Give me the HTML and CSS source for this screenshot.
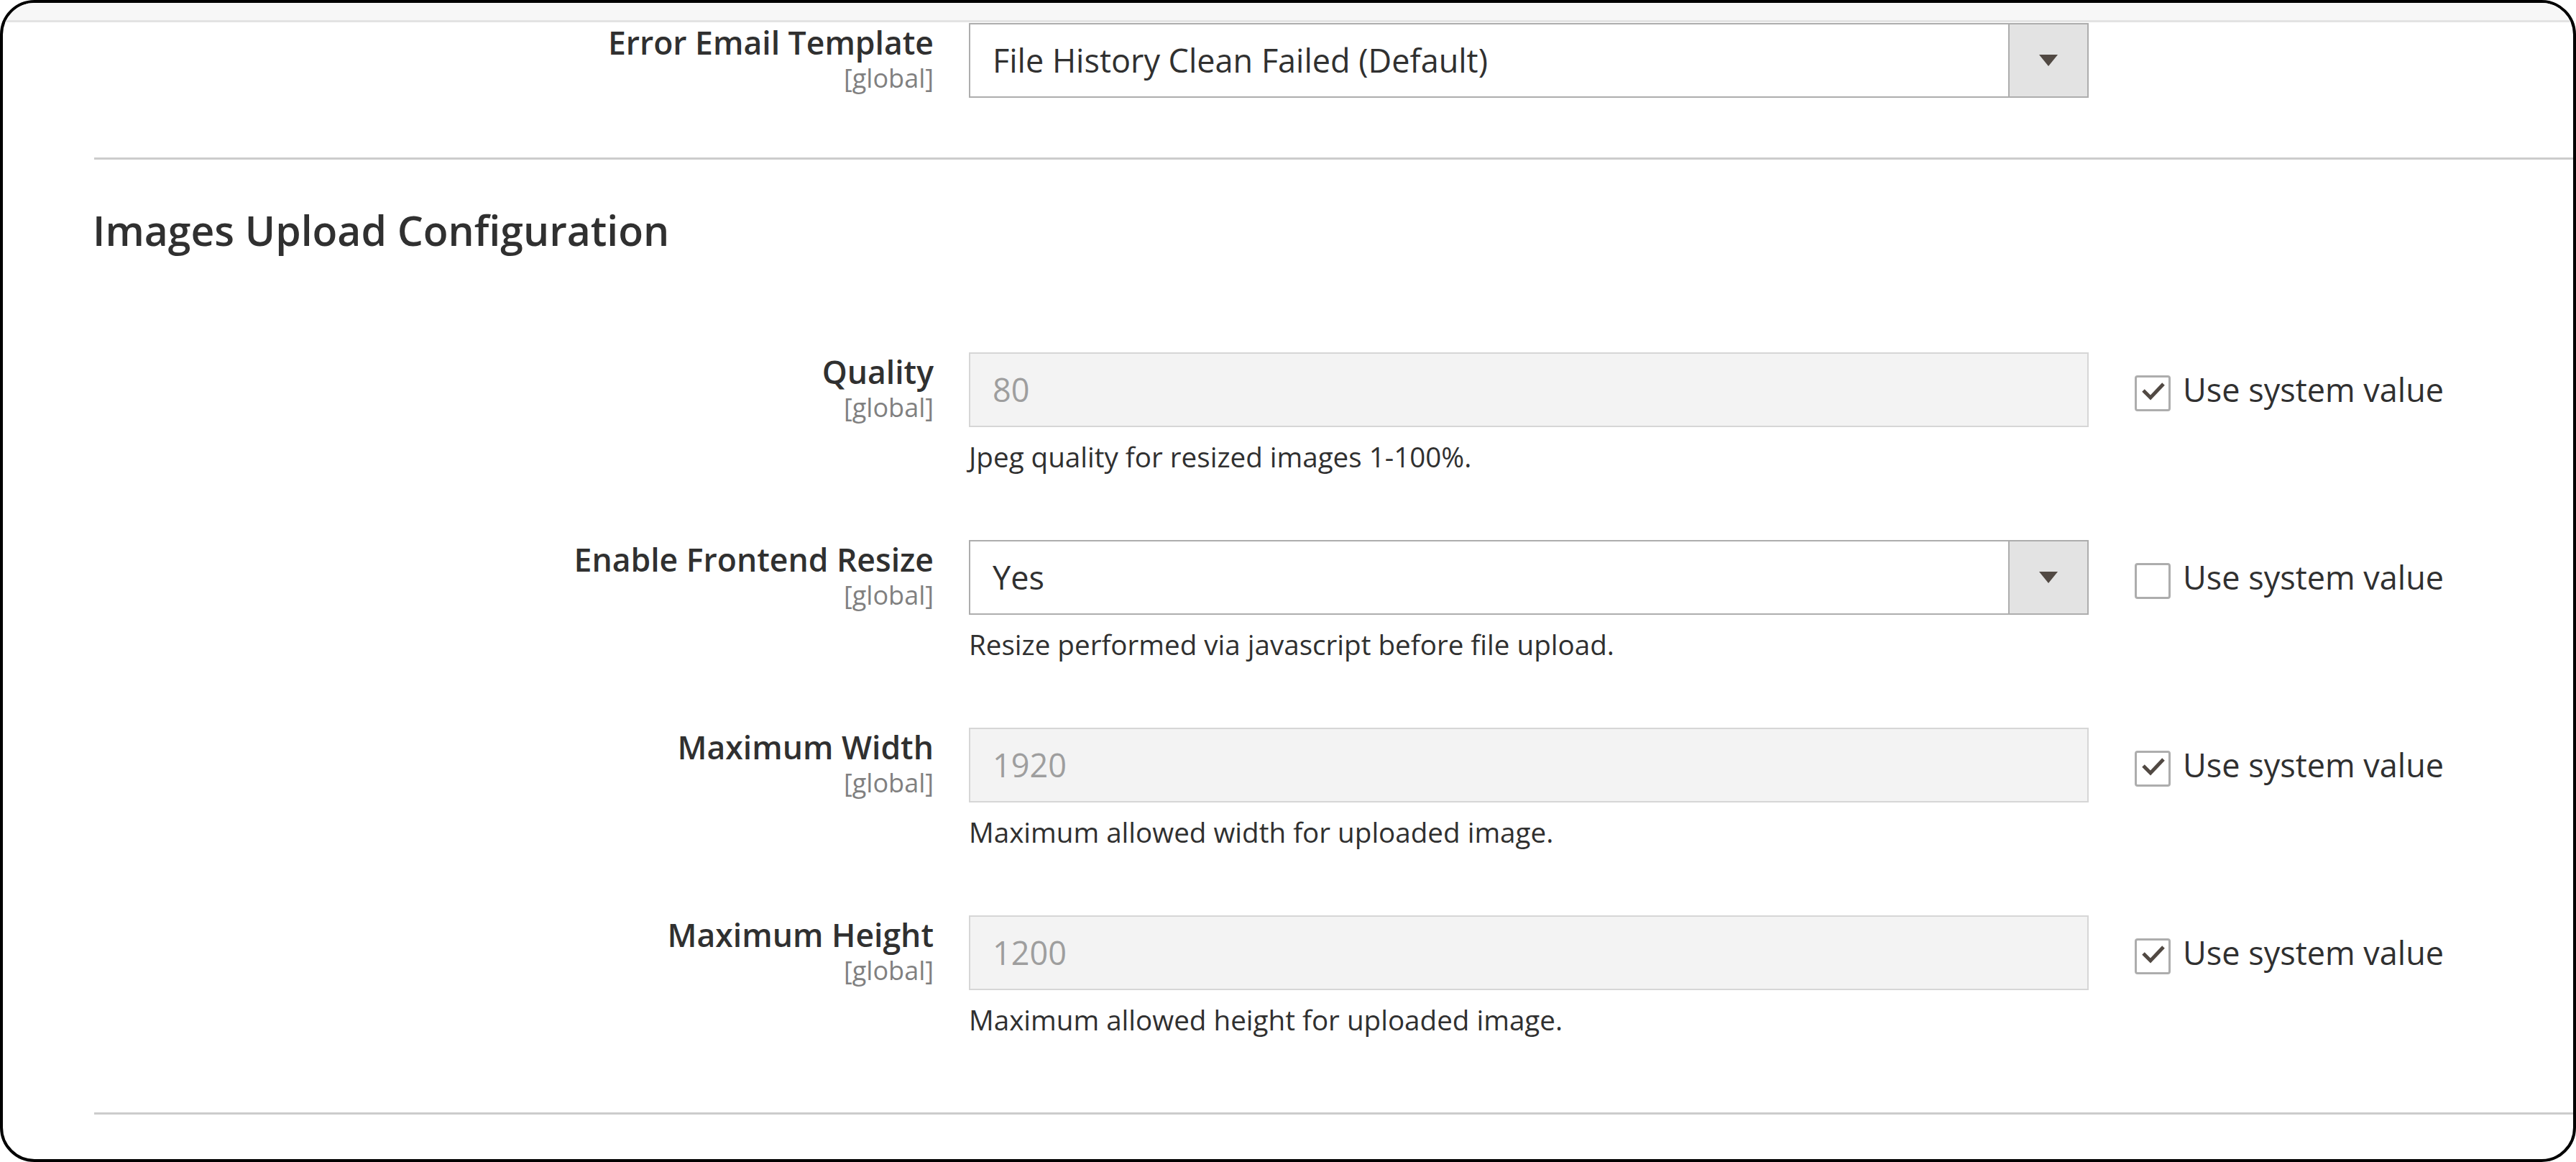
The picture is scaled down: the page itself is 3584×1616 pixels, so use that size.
FILE: index.html
```html
<!DOCTYPE html>
<html lang="en">
<head>
  <meta charset="UTF-8" />
  <meta name="viewport" content="width=device-width, initial-scale=1.0"/>
  <title>Images Upload Configuration</title>
  <link rel="stylesheet" href="styles.css">
</head>
<body>

  <div class="frame">
    <div class="topbar"></div>

    <div class="field field-first">
      <div class="label">
        <span class="label-text">Error Email Template</span>
        <span class="scope">[global]</span>
      </div>
      <div class="control">
        <div class="select">
          <span class="select-value">File History Clean Failed (Default)</span>
          <span class="select-arrow"></span>
        </div>
      </div>
    </div>

    <div class="divider"></div>

    <h2 class="section-title">Images Upload Configuration</h2>

    <div class="fieldset">
      <div class="field">
        <div class="label">
          <span class="label-text">Quality</span>
          <span class="scope">[global]</span>
        </div>
        <div class="control">
          <div class="input disabled">80</div>
          <div class="note">Jpeg quality for resized images 1-100%.</div>
        </div>
        <div class="use-default">
          <span class="checkbox checked">
            <svg width="44" height="44" viewBox="0 0 44 44"><polyline points="9,18 19,28 37,9" fill="none" stroke="#514943" stroke-width="5"/></svg>
          </span>
          <span>Use system value</span>
        </div>
      </div>

      <div class="field">
        <div class="label">
          <span class="label-text">Enable Frontend Resize</span>
          <span class="scope">[global]</span>
        </div>
        <div class="control">
          <div class="select">
            <span class="select-value">Yes</span>
            <span class="select-arrow"></span>
          </div>
          <div class="note">Resize performed via javascript before file upload.</div>
        </div>
        <div class="use-default">
          <span class="checkbox"></span>
          <span>Use system value</span>
        </div>
      </div>

      <div class="field">
        <div class="label">
          <span class="label-text">Maximum Width</span>
          <span class="scope">[global]</span>
        </div>
        <div class="control">
          <div class="input disabled">1920</div>
          <div class="note">Maximum allowed width for uploaded image.</div>
        </div>
        <div class="use-default">
          <span class="checkbox checked">
            <svg width="44" height="44" viewBox="0 0 44 44"><polyline points="9,18 19,28 37,9" fill="none" stroke="#514943" stroke-width="5"/></svg>
          </span>
          <span>Use system value</span>
        </div>
      </div>

      <div class="field">
        <div class="label">
          <span class="label-text">Maximum Height</span>
          <span class="scope">[global]</span>
        </div>
        <div class="control">
          <div class="input disabled">1200</div>
          <div class="note">Maximum allowed height for uploaded image.</div>
        </div>
        <div class="use-default">
          <span class="checkbox checked">
            <svg width="44" height="44" viewBox="0 0 44 44"><polyline points="9,18 19,28 37,9" fill="none" stroke="#514943" stroke-width="5"/></svg>
          </span>
          <span>Use system value</span>
        </div>
      </div>
    </div>

    <div class="divider"></div>
  </div>

</body>
</html>
```

FILE: styles.css
```css
body {
  margin: 0;
  font-family: "Open Sans", "Liberation Sans", sans-serif;
  color: #303030;
  background: #fff;
}

.frame {
  box-sizing: border-box;
  width: 3584px;
  height: 1616px;
  border: 4px solid #000;
  border-radius: 48px;
  overflow: hidden;
  background: #fff;
}

.topbar {
  height: 24px;
  background: #f7f7f7;
  border-bottom: 3px solid #e3e3e3;
}

.divider {
  height: 3px;
  background: #cccccc;
  margin-left: 127px;
}

.section-title {
  margin: 65px 0 136px;
  padding-left: 125px;
  font-size: 57px;
  font-weight: 600;
  line-height: 67px;
}

.field {
  display: grid;
  grid-template-columns: 1295px 1558px auto;
  column-gap: 49px;
  align-items: start;
  margin-bottom: 89px;
}

.field-first {
  margin-top: 1px;
  margin-bottom: 83px;
}

.fieldset .field:last-child {
  margin-bottom: 102px;
}

.label {
  text-align: right;
}

.label-text {
  display: block;
  font-size: 44.5px;
  font-weight: 600;
  line-height: 54px;
}

.scope {
  display: block;
  font-size: 36px;
  line-height: 40px;
  color: #808080;
  margin-top: 3px;
}

.select {
  display: flex;
  box-sizing: border-box;
  height: 104px;
  border: 2px solid #adadad;
  background: #fff;
}

.select-value {
  flex: 1;
  font-size: 45px;
  line-height: 100px;
  padding-left: 31px;
}

.select-arrow {
  width: 108px;
  border-left: 2px solid #adadad;
  background: #e3e3e3;
  display: flex;
  align-items: center;
  justify-content: center;
}

.select-arrow::after {
  content: "";
  border-left: 13px solid transparent;
  border-right: 13px solid transparent;
  border-top: 16px solid #514943;
}

.input {
  box-sizing: border-box;
  height: 104px;
  border: 2px solid #adadad;
  font-size: 45px;
  line-height: 100px;
  padding-left: 31px;
}

.input.disabled {
  border-color: #d6d6d6;
  background: #f3f3f3;
  color: #9e9e9e;
}

.note {
  margin-top: 15px;
  font-size: 38.6px;
  line-height: 53px;
}

.use-default {
  display: flex;
  align-items: center;
  height: 104px;
  margin-left: 15px;
  font-size: 45px;
  line-height: 54px;
}

.checkbox {
  flex: none;
  box-sizing: border-box;
  width: 50px;
  height: 50px;
  border: 3px solid #adadad;
  border-radius: 4px;
  margin-top: 10px;
  margin-right: 17px;
  background: #fff;
}

.checkbox svg {
  display: block;
}
```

**EXERCISE DIRECTIONS:** Leave the images out and output the remaining material exactly as it stands.

**RESPONSE TO THE TASK:**
Give me the HTML and CSS source for this screenshot.
The picture is scaled down: the page itself is 3584×1616 pixels, so use that size.
FILE: index.html
```html
<!DOCTYPE html>
<html lang="en">
<head>
  <meta charset="UTF-8" />
  <meta name="viewport" content="width=device-width, initial-scale=1.0"/>
  <title>Images Upload Configuration</title>
  <link rel="stylesheet" href="styles.css">
</head>
<body>

  <div class="frame">
    <div class="topbar"></div>

    <div class="field field-first">
      <div class="label">
        <span class="label-text">Error Email Template</span>
        <span class="scope">[global]</span>
      </div>
      <div class="control">
        <div class="select">
          <span class="select-value">File History Clean Failed (Default)</span>
          <span class="select-arrow"></span>
        </div>
      </div>
    </div>

    <div class="divider"></div>

    <h2 class="section-title">Images Upload Configuration</h2>

    <div class="fieldset">
      <div class="field">
        <div class="label">
          <span class="label-text">Quality</span>
          <span class="scope">[global]</span>
        </div>
        <div class="control">
          <div class="input disabled">80</div>
          <div class="note">Jpeg quality for resized images 1-100%.</div>
        </div>
        <div class="use-default">
          <span class="checkbox checked">
            <svg width="44" height="44" viewBox="0 0 44 44"><polyline points="9,18 19,28 37,9" fill="none" stroke="#514943" stroke-width="5"/></svg>
          </span>
          <span>Use system value</span>
        </div>
      </div>

      <div class="field">
        <div class="label">
          <span class="label-text">Enable Frontend Resize</span>
          <span class="scope">[global]</span>
        </div>
        <div class="control">
          <div class="select">
            <span class="select-value">Yes</span>
            <span class="select-arrow"></span>
          </div>
          <div class="note">Resize performed via javascript before file upload.</div>
        </div>
        <div class="use-default">
          <span class="checkbox"></span>
          <span>Use system value</span>
        </div>
      </div>

      <div class="field">
        <div class="label">
          <span class="label-text">Maximum Width</span>
          <span class="scope">[global]</span>
        </div>
        <div class="control">
          <div class="input disabled">1920</div>
          <div class="note">Maximum allowed width for uploaded image.</div>
        </div>
        <div class="use-default">
          <span class="checkbox checked">
            <svg width="44" height="44" viewBox="0 0 44 44"><polyline points="9,18 19,28 37,9" fill="none" stroke="#514943" stroke-width="5"/></svg>
          </span>
          <span>Use system value</span>
        </div>
      </div>

      <div class="field">
        <div class="label">
          <span class="label-text">Maximum Height</span>
          <span class="scope">[global]</span>
        </div>
        <div class="control">
          <div class="input disabled">1200</div>
          <div class="note">Maximum allowed height for uploaded image.</div>
        </div>
        <div class="use-default">
          <span class="checkbox checked">
            <svg width="44" height="44" viewBox="0 0 44 44"><polyline points="9,18 19,28 37,9" fill="none" stroke="#514943" stroke-width="5"/></svg>
          </span>
          <span>Use system value</span>
        </div>
      </div>
    </div>

    <div class="divider"></div>
  </div>

</body>
</html>
```

FILE: styles.css
```css
body {
  margin: 0;
  font-family: "Open Sans", "Liberation Sans", sans-serif;
  color: #303030;
  background: #fff;
}

.frame {
  box-sizing: border-box;
  width: 3584px;
  height: 1616px;
  border: 4px solid #000;
  border-radius: 48px;
  overflow: hidden;
  background: #fff;
}

.topbar {
  height: 24px;
  background: #f7f7f7;
  border-bottom: 3px solid #e3e3e3;
}

.divider {
  height: 3px;
  background: #cccccc;
  margin-left: 127px;
}

.section-title {
  margin: 65px 0 136px;
  padding-left: 125px;
  font-size: 57px;
  font-weight: 600;
  line-height: 67px;
}

.field {
  display: grid;
  grid-template-columns: 1295px 1558px auto;
  column-gap: 49px;
  align-items: start;
  margin-bottom: 89px;
}

.field-first {
  margin-top: 1px;
  margin-bottom: 83px;
}

.fieldset .field:last-child {
  margin-bottom: 102px;
}

.label {
  text-align: right;
}

.label-text {
  display: block;
  font-size: 44.5px;
  font-weight: 600;
  line-height: 54px;
}

.scope {
  display: block;
  font-size: 36px;
  line-height: 40px;
  color: #808080;
  margin-top: 3px;
}

.select {
  display: flex;
  box-sizing: border-box;
  height: 104px;
  border: 2px solid #adadad;
  background: #fff;
}

.select-value {
  flex: 1;
  font-size: 45px;
  line-height: 100px;
  padding-left: 31px;
}

.select-arrow {
  width: 108px;
  border-left: 2px solid #adadad;
  background: #e3e3e3;
  display: flex;
  align-items: center;
  justify-content: center;
}

.select-arrow::after {
  content: "";
  border-left: 13px solid transparent;
  border-right: 13px solid transparent;
  border-top: 16px solid #514943;
}

.input {
  box-sizing: border-box;
  height: 104px;
  border: 2px solid #adadad;
  font-size: 45px;
  line-height: 100px;
  padding-left: 31px;
}

.input.disabled {
  border-color: #d6d6d6;
  background: #f3f3f3;
  color: #9e9e9e;
}

.note {
  margin-top: 15px;
  font-size: 38.6px;
  line-height: 53px;
}

.use-default {
  display: flex;
  align-items: center;
  height: 104px;
  margin-left: 15px;
  font-size: 45px;
  line-height: 54px;
}

.checkbox {
  flex: none;
  box-sizing: border-box;
  width: 50px;
  height: 50px;
  border: 3px solid #adadad;
  border-radius: 4px;
  margin-top: 10px;
  margin-right: 17px;
  background: #fff;
}

.checkbox svg {
  display: block;
}
```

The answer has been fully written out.